Manually calculate loss over a number of images and then back propagate the average loss and update network weight

I am doing a task where the batch size is 1, i.e, each batch contains only 1 image. So I have to do manual batching: when the the number of accumulated losses reach a number, average the loss and then do back propagation.
My original code is:

real_batchsize = 200

for epoch in range(1, 5):
    net.train()

    total_loss = Variable(torch.zeros(1).cuda(), requires_grad=True)

    iter_count = 0
    for batch_idx, (input, target) in enumerate(train_loader):

        input, target = Variable(input.cuda()), Variable(target.cuda())
        output = net(input)

        loss = F.nll_loss(output, target)

        total_loss = total_loss + loss

        if batch_idx % real_batchsize == 0:
            iter_count += 1

            ave_loss = total_loss/real_batchsize
            ave_loss.backward()
            optimizer.step()

            if iter_count % 10 == 0:
                print("Epoch:{}, iteration:{}, loss:{}".format(epoch,
                                                           iter_count,
                                                           ave_loss.data[0]))
            total_loss.data.zero_() 
            optimizer.zero_grad()

This code will give the error message

RuntimeError: Trying to backward through the graph a second time, but the buffers have already been freed. Specify retain_graph=True when calling backward the first time.

I have tried the following way,

first way(failed)

I read some post about this error message, but can not understand it fully. Change ave_loss.backward() to ave_loss.backward(retain_graph=True) prevent the error message, but the loss doesn’t improve the soon becomes nan.

second way (failed)

I also tried to change total_loss = total_loss + loss.data[0], this will also prevent the error message. But the loss are always the same. So there must be something wrong.

third way(success)

Following the instruction in this post, for each image’s loss, we divide the loss by real_batchsize and backprop it.
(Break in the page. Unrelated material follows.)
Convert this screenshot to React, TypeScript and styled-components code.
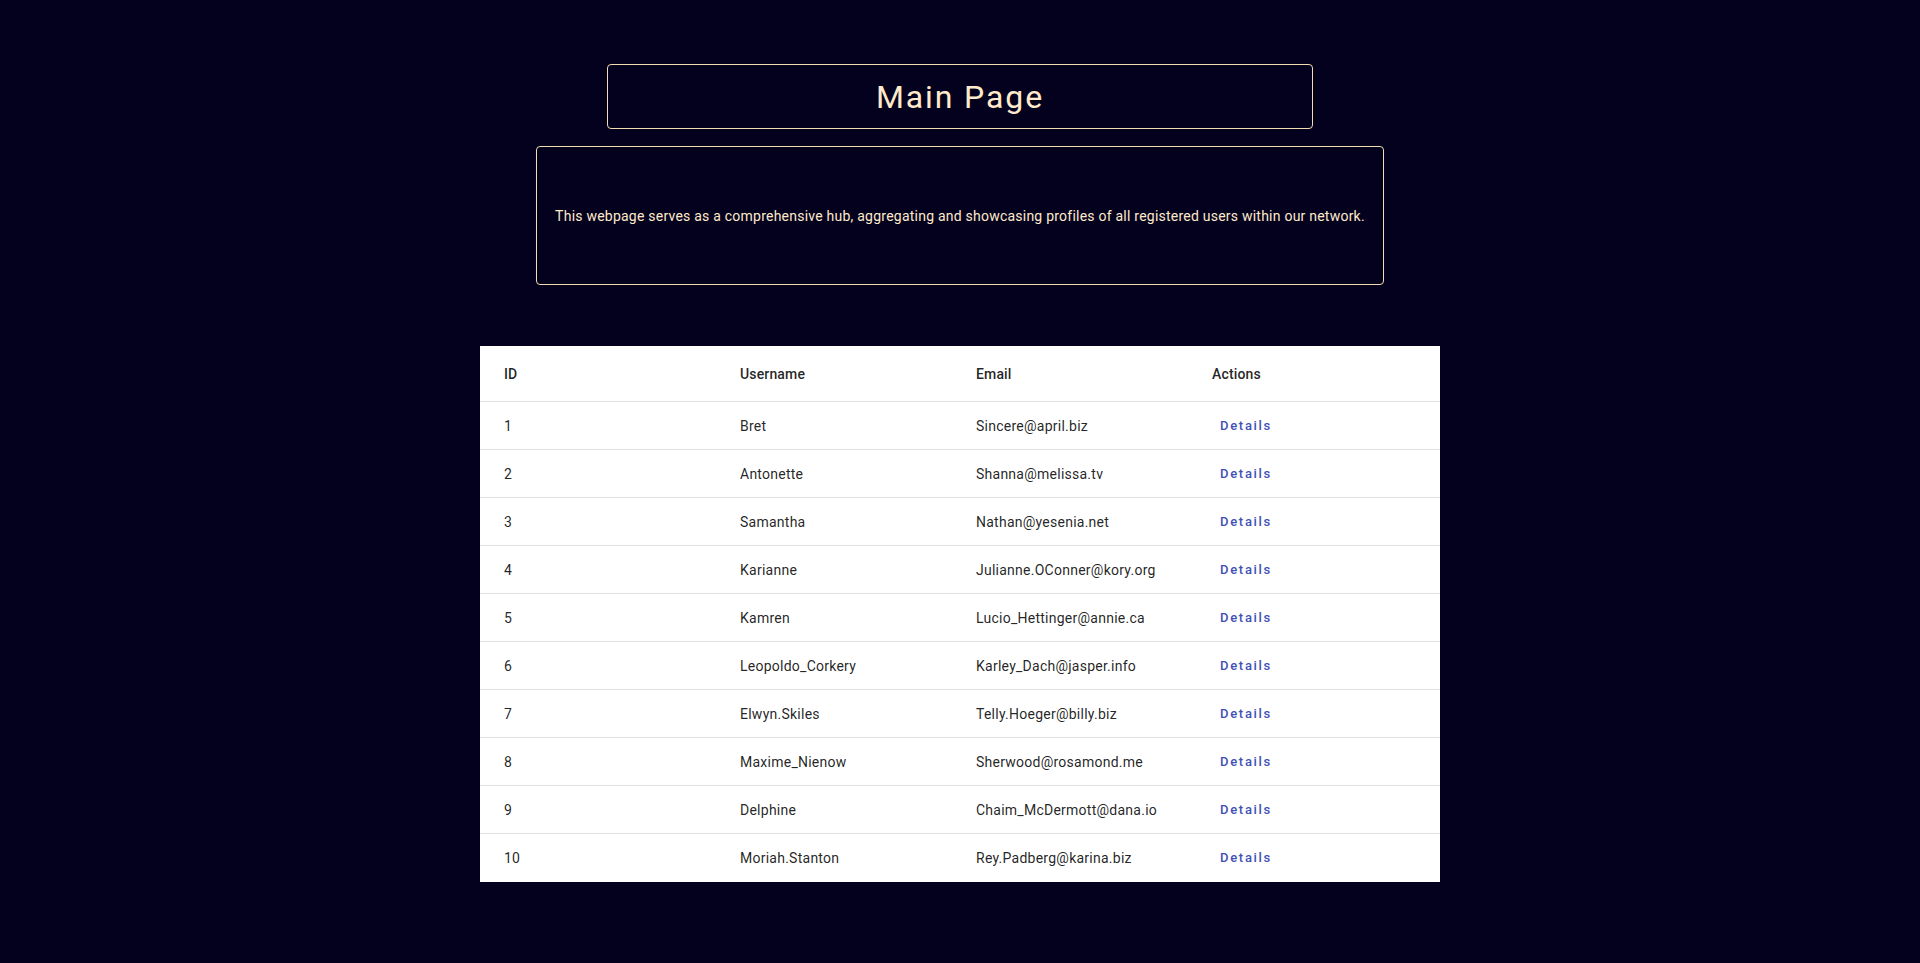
import React from "react";
import styled, { createGlobalStyle } from "styled-components";

const GlobalStyle = createGlobalStyle`
  html, body {
    margin: 0;
    padding: 0;
    background: #03011e;
    font-family: Roboto, "Liberation Sans", Arial, sans-serif;
  }
  * { box-sizing: border-box; }
`;

const Page = styled.main`
  min-height: 963px;
  display: flex;
  flex-direction: column;
  align-items: center;
  padding-top: 64px;
`;

const TitleBox = styled.header`
  width: 706px;
  height: 65px;
  border: 1px solid #f3dcb2;
  border-radius: 4px;
  display: flex;
  align-items: center;
  justify-content: center;
`;

const Title = styled.h1`
  margin: 0;
  font-size: 32px;
  font-weight: 400;
  letter-spacing: 1.9px;
  color: #ffeacb;
  line-height: 1;
`;

const DescBox = styled.section`
  margin-top: 17px;
  height: 139px;
  padding: 0 18px;
  border: 1px solid #f3dcb2;
  border-radius: 4px;
  display: flex;
  align-items: center;
  justify-content: center;
`;

const Desc = styled.p`
  margin: 0;
  font-size: 14px;
  letter-spacing: 0.23px;
  color: #ffeacb;
  white-space: nowrap;
`;

const Table = styled.div`
  margin-top: 61px;
  width: 960px;
  background: #ffffff;
`;

const Row = styled.div<{ $head?: boolean; $last?: boolean }>`
  display: grid;
  grid-template-columns: 236px 236px 236px 1fr;
  align-items: center;
  padding-left: 24px;
  height: ${(p) => (p.$head ? "56px" : "48px")};
  border-bottom: 1px solid ${(p) => (p.$last ? "#ffffff" : "#e0e0e0")};
`;

const Cell = styled.div<{ $head?: boolean }>`
  font-size: 14px;
  font-weight: ${(p) => (p.$head ? 500 : 400)};
  letter-spacing: ${(p) => (p.$head ? "0.15px" : "0.25px")};
  color: rgba(0, 0, 0, 0.87);
`;

const DetailsButton = styled.button`
  justify-self: start;
  background: transparent;
  border: none;
  padding: 5px 8px 3px;
  margin: 0;
  font-family: Roboto, "Liberation Sans", Arial, sans-serif;
  font-size: 13px;
  font-weight: 500;
  letter-spacing: 1.7px;
  color: #3f51b5;
  cursor: pointer;
  border-radius: 4px;
  line-height: 1.75;
`;

const users = [
  { id: 1, username: "Bret", email: "Sincere@april.biz" },
  { id: 2, username: "Antonette", email: "Shanna@melissa.tv" },
  { id: 3, username: "Samantha", email: "Nathan@yesenia.net" },
  { id: 4, username: "Karianne", email: "Julianne.OConner@kory.org" },
  { id: 5, username: "Kamren", email: "Lucio_Hettinger@annie.ca" },
  { id: 6, username: "Leopoldo_Corkery", email: "Karley_Dach@jasper.info" },
  { id: 7, username: "Elwyn.Skiles", email: "Telly.Hoeger@billy.biz" },
  { id: 8, username: "Maxime_Nienow", email: "Sherwood@rosamond.me" },
  { id: 9, username: "Delphine", email: "Chaim_McDermott@dana.io" },
  { id: 10, username: "Moriah.Stanton", email: "Rey.Padberg@karina.biz" },
];

export default function App() {
  return (
    <>
      <GlobalStyle />
      <Page>
        <TitleBox>
          <Title>Main Page</Title>
        </TitleBox>
        <DescBox>
          <Desc>
            This webpage serves as a comprehensive hub, aggregating and showcasing profiles of all registered users within our network.
          </Desc>
        </DescBox>
        <Table>
          <Row $head>
            <Cell $head>ID</Cell>
            <Cell $head>Username</Cell>
            <Cell $head>Email</Cell>
            <Cell $head>Actions</Cell>
          </Row>
          {users.map((u, i) => (
            <Row key={u.id} $last={i === users.length - 1}>
              <Cell>{u.id}</Cell>
              <Cell>{u.username}</Cell>
              <Cell>{u.email}</Cell>
              <DetailsButton>Details</DetailsButton>
            </Row>
          ))}
        </Table>
      </Page>
    </>
  );
}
When the number of input image reach the real_batchsize, I do one update of parameter using optimizer.step(). The loss is slowly decreasing as the training process goes. But the training speed is really slow, because we backprop for each image.

my question

What does the error message mean in my case? Also, why doesn’t first way and second way work? How to write the code correctly so that we can backprop gradient every real_batchsize images and update gradient once so that the training speed a faster? I know my code is nearly correct, but I just do not know how to change it.